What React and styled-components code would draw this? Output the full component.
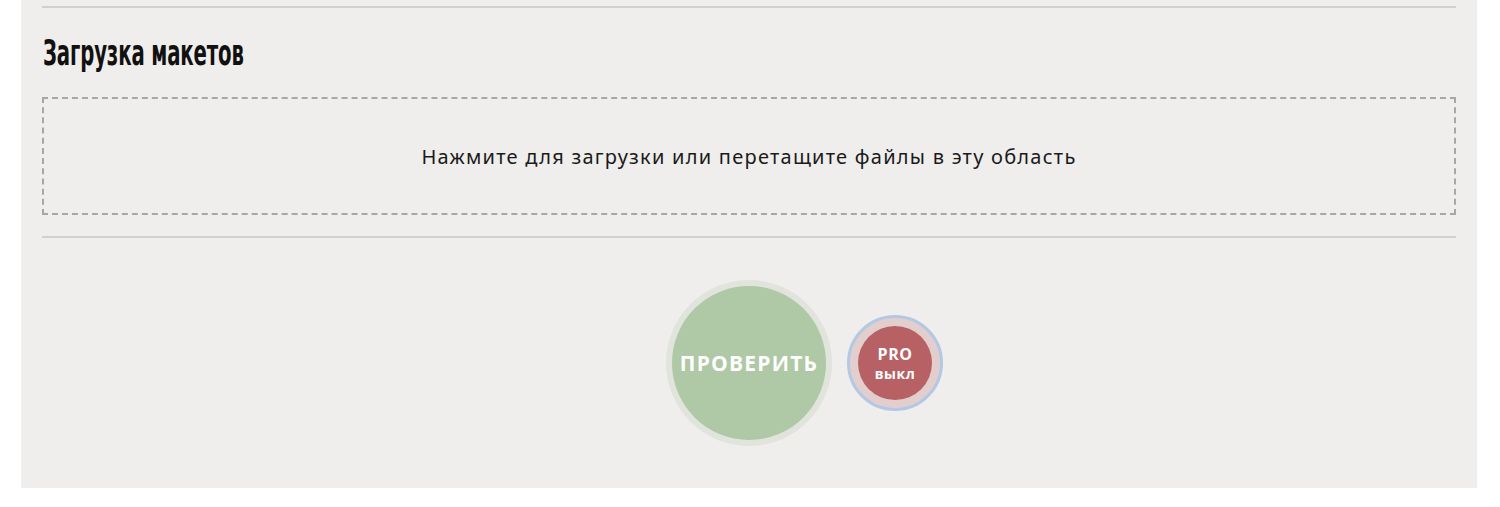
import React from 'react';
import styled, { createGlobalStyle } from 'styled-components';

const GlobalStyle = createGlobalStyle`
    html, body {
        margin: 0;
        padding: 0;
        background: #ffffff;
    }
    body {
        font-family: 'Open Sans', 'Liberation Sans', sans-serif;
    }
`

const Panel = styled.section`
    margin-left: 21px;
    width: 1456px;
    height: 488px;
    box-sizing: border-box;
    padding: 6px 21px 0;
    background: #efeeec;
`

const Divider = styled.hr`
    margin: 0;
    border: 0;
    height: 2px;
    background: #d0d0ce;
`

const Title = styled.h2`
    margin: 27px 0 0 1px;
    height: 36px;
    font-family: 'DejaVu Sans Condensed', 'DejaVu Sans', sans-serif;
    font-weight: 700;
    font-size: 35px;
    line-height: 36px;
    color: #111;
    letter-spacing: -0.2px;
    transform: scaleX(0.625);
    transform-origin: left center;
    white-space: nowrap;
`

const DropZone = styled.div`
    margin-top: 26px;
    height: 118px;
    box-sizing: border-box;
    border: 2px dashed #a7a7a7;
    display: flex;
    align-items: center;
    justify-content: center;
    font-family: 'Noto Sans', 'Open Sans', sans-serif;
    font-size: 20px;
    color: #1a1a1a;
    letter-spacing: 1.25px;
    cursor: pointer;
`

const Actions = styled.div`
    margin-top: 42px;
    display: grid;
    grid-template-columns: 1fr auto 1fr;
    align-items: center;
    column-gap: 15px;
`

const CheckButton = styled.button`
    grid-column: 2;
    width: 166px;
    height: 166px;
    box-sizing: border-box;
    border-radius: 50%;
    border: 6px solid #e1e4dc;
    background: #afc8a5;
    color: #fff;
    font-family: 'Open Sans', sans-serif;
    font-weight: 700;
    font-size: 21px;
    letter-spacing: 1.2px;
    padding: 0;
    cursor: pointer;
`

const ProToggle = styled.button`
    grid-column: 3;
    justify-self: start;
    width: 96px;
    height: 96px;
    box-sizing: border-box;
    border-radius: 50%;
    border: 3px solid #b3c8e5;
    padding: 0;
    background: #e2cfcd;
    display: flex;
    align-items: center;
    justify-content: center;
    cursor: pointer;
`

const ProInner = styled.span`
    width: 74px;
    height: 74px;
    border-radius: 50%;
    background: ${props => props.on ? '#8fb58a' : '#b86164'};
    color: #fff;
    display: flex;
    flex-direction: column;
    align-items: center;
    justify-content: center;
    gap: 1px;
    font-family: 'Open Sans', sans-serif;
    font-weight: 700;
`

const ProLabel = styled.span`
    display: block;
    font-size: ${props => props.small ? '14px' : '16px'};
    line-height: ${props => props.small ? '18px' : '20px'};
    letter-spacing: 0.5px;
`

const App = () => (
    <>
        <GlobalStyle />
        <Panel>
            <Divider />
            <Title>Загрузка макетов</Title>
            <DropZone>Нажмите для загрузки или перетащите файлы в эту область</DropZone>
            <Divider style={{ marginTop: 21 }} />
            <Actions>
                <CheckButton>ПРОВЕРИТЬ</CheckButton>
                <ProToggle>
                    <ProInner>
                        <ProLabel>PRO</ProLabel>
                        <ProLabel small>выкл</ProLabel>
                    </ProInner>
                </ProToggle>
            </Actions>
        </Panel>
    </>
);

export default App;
____________________
## PROBLEM DESCRIPTION
Transcribe the material exactly, and leave out whatever pictures it holds.

## SOLUTION FOR THIS PROBLEM
What React and styled-components code would draw this? Output the full component.
import React from 'react';
import styled, { createGlobalStyle } from 'styled-components';

const GlobalStyle = createGlobalStyle`
    html, body {
        margin: 0;
        padding: 0;
        background: #ffffff;
    }
    body {
        font-family: 'Open Sans', 'Liberation Sans', sans-serif;
    }
`

const Panel = styled.section`
    margin-left: 21px;
    width: 1456px;
    height: 488px;
    box-sizing: border-box;
    padding: 6px 21px 0;
    background: #efeeec;
`

const Divider = styled.hr`
    margin: 0;
    border: 0;
    height: 2px;
    background: #d0d0ce;
`

const Title = styled.h2`
    margin: 27px 0 0 1px;
    height: 36px;
    font-family: 'DejaVu Sans Condensed', 'DejaVu Sans', sans-serif;
    font-weight: 700;
    font-size: 35px;
    line-height: 36px;
    color: #111;
    letter-spacing: -0.2px;
    transform: scaleX(0.625);
    transform-origin: left center;
    white-space: nowrap;
`

const DropZone = styled.div`
    margin-top: 26px;
    height: 118px;
    box-sizing: border-box;
    border: 2px dashed #a7a7a7;
    display: flex;
    align-items: center;
    justify-content: center;
    font-family: 'Noto Sans', 'Open Sans', sans-serif;
    font-size: 20px;
    color: #1a1a1a;
    letter-spacing: 1.25px;
    cursor: pointer;
`

const Actions = styled.div`
    margin-top: 42px;
    display: grid;
    grid-template-columns: 1fr auto 1fr;
    align-items: center;
    column-gap: 15px;
`

const CheckButton = styled.button`
    grid-column: 2;
    width: 166px;
    height: 166px;
    box-sizing: border-box;
    border-radius: 50%;
    border: 6px solid #e1e4dc;
    background: #afc8a5;
    color: #fff;
    font-family: 'Open Sans', sans-serif;
    font-weight: 700;
    font-size: 21px;
    letter-spacing: 1.2px;
    padding: 0;
    cursor: pointer;
`

const ProToggle = styled.button`
    grid-column: 3;
    justify-self: start;
    width: 96px;
    height: 96px;
    box-sizing: border-box;
    border-radius: 50%;
    border: 3px solid #b3c8e5;
    padding: 0;
    background: #e2cfcd;
    display: flex;
    align-items: center;
    justify-content: center;
    cursor: pointer;
`

const ProInner = styled.span`
    width: 74px;
    height: 74px;
    border-radius: 50%;
    background: ${props => props.on ? '#8fb58a' : '#b86164'};
    color: #fff;
    display: flex;
    flex-direction: column;
    align-items: center;
    justify-content: center;
    gap: 1px;
    font-family: 'Open Sans', sans-serif;
    font-weight: 700;
`

const ProLabel = styled.span`
    display: block;
    font-size: ${props => props.small ? '14px' : '16px'};
    line-height: ${props => props.small ? '18px' : '20px'};
    letter-spacing: 0.5px;
`

const App = () => (
    <>
        <GlobalStyle />
        <Panel>
            <Divider />
            <Title>Загрузка макетов</Title>
            <DropZone>Нажмите для загрузки или перетащите файлы в эту область</DropZone>
            <Divider style={{ marginTop: 21 }} />
            <Actions>
                <CheckButton>ПРОВЕРИТЬ</CheckButton>
                <ProToggle>
                    <ProInner>
                        <ProLabel>PRO</ProLabel>
                        <ProLabel small>выкл</ProLabel>
                    </ProInner>
                </ProToggle>
            </Actions>
        </Panel>
    </>
);

export default App;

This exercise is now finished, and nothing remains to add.